「時間差販売」というアイデアはあったが

「ぜいたくな悩み」と聞こえるかもしれない。しかし、店舗がフル稼働となっていたのはピーク時の話である。問題は夜の23時から翌朝の11時までの「裏側」の時間帯だった。

各種の飲食店チェーンのなかには、24時間営業に踏み切っている業態もある。しかし、スシローが企業理念として掲げる「うまいすしを、腹一杯」というニーズが、24時間常にあるとはいいがたい。回転ずし店が深夜・早朝の時間帯に千客万来となることは考えにくく、あり得るとしても、それは巨大都市の中心部などの特殊なエリアでしかない。

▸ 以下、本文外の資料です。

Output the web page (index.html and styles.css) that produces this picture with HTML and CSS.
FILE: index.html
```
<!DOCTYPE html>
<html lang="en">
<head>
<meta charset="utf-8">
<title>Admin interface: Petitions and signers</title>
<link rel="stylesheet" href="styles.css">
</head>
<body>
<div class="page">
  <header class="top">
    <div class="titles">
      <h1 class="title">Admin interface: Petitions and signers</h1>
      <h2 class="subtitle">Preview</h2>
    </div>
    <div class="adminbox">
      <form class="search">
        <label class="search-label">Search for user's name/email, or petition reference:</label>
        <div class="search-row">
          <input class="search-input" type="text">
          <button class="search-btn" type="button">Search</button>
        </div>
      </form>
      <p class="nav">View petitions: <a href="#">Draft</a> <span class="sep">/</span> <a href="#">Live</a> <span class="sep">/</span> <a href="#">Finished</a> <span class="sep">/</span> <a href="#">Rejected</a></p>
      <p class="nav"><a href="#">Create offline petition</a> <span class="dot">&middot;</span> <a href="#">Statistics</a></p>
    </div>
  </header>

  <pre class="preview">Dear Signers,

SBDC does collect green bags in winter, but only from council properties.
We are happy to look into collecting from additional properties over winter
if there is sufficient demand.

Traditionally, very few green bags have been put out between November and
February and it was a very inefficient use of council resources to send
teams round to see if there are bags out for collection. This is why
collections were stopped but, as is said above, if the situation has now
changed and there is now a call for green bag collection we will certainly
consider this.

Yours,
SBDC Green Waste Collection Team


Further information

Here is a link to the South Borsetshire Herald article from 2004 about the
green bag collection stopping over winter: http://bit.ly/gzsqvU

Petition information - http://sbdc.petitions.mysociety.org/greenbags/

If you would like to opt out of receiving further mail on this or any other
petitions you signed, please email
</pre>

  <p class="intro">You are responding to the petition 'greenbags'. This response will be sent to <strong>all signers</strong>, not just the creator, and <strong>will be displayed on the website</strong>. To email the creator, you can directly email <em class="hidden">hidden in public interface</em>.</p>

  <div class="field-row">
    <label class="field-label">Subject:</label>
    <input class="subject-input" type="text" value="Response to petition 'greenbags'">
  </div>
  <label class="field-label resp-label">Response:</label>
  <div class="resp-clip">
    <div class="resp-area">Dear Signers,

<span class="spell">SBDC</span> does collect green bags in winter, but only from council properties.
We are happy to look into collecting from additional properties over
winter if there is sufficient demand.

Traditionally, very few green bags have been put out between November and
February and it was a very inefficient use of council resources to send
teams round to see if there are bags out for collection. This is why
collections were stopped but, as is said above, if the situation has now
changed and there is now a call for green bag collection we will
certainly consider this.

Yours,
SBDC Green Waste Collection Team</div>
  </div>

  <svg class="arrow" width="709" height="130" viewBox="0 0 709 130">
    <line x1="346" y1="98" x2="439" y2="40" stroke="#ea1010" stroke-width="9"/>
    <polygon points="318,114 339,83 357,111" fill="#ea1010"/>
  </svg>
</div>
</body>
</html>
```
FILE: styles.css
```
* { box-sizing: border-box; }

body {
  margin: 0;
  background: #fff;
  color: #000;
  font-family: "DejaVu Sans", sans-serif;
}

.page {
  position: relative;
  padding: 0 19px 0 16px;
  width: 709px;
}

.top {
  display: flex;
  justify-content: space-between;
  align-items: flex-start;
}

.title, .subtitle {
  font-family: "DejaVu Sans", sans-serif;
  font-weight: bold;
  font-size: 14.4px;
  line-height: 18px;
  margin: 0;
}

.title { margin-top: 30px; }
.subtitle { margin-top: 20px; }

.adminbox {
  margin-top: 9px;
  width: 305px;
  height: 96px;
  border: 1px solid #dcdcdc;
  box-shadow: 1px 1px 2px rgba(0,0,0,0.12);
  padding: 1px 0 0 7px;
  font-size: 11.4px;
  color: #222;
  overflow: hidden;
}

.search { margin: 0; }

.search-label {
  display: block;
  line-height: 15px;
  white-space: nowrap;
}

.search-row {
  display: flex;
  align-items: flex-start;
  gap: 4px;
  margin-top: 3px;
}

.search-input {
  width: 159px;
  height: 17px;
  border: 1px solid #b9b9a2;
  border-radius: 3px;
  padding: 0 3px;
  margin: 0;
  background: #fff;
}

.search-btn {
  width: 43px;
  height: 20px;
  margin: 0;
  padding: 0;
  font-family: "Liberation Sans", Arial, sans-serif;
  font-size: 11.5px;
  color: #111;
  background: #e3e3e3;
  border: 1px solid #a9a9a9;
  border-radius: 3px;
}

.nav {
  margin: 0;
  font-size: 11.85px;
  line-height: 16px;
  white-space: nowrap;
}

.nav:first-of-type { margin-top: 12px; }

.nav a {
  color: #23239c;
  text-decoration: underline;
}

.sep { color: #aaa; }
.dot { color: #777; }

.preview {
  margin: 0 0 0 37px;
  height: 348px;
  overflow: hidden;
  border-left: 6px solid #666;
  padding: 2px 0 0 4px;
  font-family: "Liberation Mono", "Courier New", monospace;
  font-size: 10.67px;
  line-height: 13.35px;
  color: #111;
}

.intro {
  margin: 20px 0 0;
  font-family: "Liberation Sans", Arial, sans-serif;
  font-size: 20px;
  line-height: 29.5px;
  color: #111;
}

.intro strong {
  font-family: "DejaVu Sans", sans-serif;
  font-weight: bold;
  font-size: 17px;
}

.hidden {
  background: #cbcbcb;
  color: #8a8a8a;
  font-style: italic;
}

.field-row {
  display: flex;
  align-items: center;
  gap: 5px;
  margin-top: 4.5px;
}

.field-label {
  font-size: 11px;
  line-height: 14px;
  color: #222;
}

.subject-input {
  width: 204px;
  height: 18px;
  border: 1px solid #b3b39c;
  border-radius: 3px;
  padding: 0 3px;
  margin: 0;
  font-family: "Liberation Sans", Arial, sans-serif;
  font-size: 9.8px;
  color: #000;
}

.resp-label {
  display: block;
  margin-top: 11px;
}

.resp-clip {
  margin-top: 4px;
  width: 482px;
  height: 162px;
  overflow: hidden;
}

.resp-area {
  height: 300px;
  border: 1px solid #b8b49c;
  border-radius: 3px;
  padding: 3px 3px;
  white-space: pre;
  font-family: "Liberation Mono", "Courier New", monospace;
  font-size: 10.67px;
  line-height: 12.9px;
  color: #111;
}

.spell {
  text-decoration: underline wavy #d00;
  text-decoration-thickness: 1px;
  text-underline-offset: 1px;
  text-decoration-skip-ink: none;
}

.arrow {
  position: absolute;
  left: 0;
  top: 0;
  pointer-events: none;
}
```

そこで、既存店舗の設備の空き時間帯に持ち帰り用のすしを調理し、時間差で販売してみてはどうかというアイデアが浮上した。しかし、作ったすしをどこでどのように販売すればよいのか。考えてはみたが、新たな事業の開始にはいたっていなかった。

スーパー視察で得たヒント

2020年4月、コロナ禍による緊急事態宣言の発出を受け、飲食店の営業休止や営業時間短縮などが相次いだ。激変する市場環境のなか、あきんどスシローの堀江陽社長は大阪府下のスーパーを視察した。すると、街中の飲食店の利用に制限がかかるなか、入り口付近にある持ち帰りずしの専門店が活況を呈していた。スーパーでも持ち帰りのすしは販売されていたが、お客が集まっているのは専門店の方だった。

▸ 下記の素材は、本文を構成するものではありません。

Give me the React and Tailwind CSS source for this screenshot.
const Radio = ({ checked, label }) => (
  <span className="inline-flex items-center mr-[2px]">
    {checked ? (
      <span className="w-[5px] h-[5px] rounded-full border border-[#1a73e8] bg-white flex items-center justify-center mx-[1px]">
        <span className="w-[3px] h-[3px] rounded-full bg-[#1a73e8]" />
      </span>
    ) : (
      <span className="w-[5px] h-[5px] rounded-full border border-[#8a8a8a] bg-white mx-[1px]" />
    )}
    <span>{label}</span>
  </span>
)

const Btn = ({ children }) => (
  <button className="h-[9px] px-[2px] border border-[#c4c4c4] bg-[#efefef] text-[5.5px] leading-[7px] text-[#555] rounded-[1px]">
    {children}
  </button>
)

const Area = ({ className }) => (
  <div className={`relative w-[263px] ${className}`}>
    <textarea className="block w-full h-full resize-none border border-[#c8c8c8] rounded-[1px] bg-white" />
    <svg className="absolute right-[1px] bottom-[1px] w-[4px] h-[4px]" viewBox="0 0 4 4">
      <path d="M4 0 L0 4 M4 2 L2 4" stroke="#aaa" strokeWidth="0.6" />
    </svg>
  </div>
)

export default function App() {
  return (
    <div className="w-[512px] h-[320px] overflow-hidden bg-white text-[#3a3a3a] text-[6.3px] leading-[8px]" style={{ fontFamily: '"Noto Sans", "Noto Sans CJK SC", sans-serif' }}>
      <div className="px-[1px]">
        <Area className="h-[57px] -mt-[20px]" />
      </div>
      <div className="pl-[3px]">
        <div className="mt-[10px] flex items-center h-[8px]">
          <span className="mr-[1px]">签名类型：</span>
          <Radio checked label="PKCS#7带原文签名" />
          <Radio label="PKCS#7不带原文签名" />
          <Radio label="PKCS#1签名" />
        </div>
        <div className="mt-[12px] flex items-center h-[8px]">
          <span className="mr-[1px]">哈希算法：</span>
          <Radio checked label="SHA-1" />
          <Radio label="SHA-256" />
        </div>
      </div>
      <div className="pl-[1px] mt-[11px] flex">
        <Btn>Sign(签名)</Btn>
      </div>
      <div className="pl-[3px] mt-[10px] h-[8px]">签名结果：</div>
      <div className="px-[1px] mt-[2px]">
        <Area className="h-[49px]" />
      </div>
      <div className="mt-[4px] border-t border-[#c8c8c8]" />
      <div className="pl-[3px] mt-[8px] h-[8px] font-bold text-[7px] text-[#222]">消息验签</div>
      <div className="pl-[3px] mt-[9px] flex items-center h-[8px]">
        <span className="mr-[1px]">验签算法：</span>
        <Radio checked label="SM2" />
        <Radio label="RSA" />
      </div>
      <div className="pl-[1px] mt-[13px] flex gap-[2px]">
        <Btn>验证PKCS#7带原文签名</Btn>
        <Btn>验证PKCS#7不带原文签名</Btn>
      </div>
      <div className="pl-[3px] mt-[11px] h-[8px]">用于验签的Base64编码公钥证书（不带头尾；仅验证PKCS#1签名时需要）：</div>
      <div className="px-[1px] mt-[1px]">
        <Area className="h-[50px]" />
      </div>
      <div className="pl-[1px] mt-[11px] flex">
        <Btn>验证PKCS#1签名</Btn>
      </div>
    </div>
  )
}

堀江氏の胸中にコロナ禍以前からの課題がよぎった。スシローの既存店舗で空き時間に調理したすしを、駅前や商店街などにスペースを確保して運び込めば、新しい生活様式の下での旺盛なすしへの需要をとらえるとともに、既存店舗の成長問題への解を手にすることができるのではないか。

程なくして、コロナ禍による各種の店舗の撤退などから、各所の商業スペースに空きが広がっていく。そのなかでJR芦屋駅の改札横に空いたスペースに、期間限定で出店しないかとのオファーがスシローに舞い込んだ。

たまたまスシローでは、芦屋エリアの2つの既存店舗を、契約年限の満了にともない閉店していた。改札横にテイクアウト専門店を出店すれば、同エリアのスシロー・ファンの渇望感にもこたえることにもなる。実験店の開設を、堀江氏は決断した。